Shipments of supplies to Guatemala in settlement of our lend-lease obligation have been suspended, by order of the General Accounting Office.2 The failure to make these deliveries leaves us owing Guatemala about $1,000,000 in materials under our Lend-Lease Agreement of 1942.3 It is important that shipments be resumed and the obligation liquidated.

It will be recalled that this secret Lend-Lease Agreement provided that Guatemala should receive without charge $3,000,000 worth of Lend-Lease supplies in return for letting us occupy two air bases in that country. When hostilities ended, we had shipped only about $1,500,000 of lend-lease supplies to Guatemala. It was then proposed that our remaining obligation be liquidated by transferring to Guatemala all the materials included in her interim arms allocation. After President Truman approved this proposal4 (see attachment), it was presented to the Guatemalan Government and accepted.5

[Page 701]

Some of the shipments to Guatemala were completed before the G. A. O. ordered the suspension. The bulk of the material, however, is yet to be transferred.
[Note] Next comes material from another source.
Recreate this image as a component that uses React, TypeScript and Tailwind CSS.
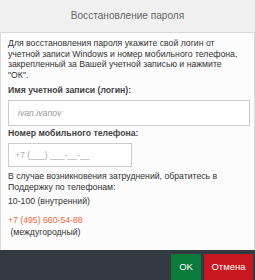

In emphasizing the importance of expediting deliveries, it should be noted that Guatemala has already paid a large part of the accessorial charges for suspended shipments.6 These Guatemalan payments apparently satisfy the G. A. O. requirement that accessorial funds be paid by the foreign government.

Inasmuch as your office has been at work on the general question of the suspended lend-lease shipments, the particular problem of Guatemala is brought to your attention with the hope that some action can be taken with a view to removing G. A. O.’s objections. Anything that can be done to enable us to meet our obligation to Guatemala will be very much appreciated.

  1. A ruling was issued by the Comptroller General (Warren) on January 10, 1947, that not only could the funds appropriated in Public Law No. 521, Seventy-Ninth Congress, July 23, 1946, not be used for any of the expenses incident to the shipment abroad of lend-lease articles after December 31, 1946, but in addition, funds deposited by the foreign governments could not be used for that purpose (800.24/4–2447).
  2. Signed November 16, 1942, Foreign Relations, 1942, vol. vi, p. 444.
  3. See memorandum of May 14, 1946, by Acting Secretary of State Acheson to President Truman, ibid., 1946, vol. xi, p. 885.
  4. See notes of May 23 and October 18, 1946, to the Guatemalan Embassy, ibid., pp. 886 and 888, respectively.
  5. A payment of $65,000 had been made in December 1946.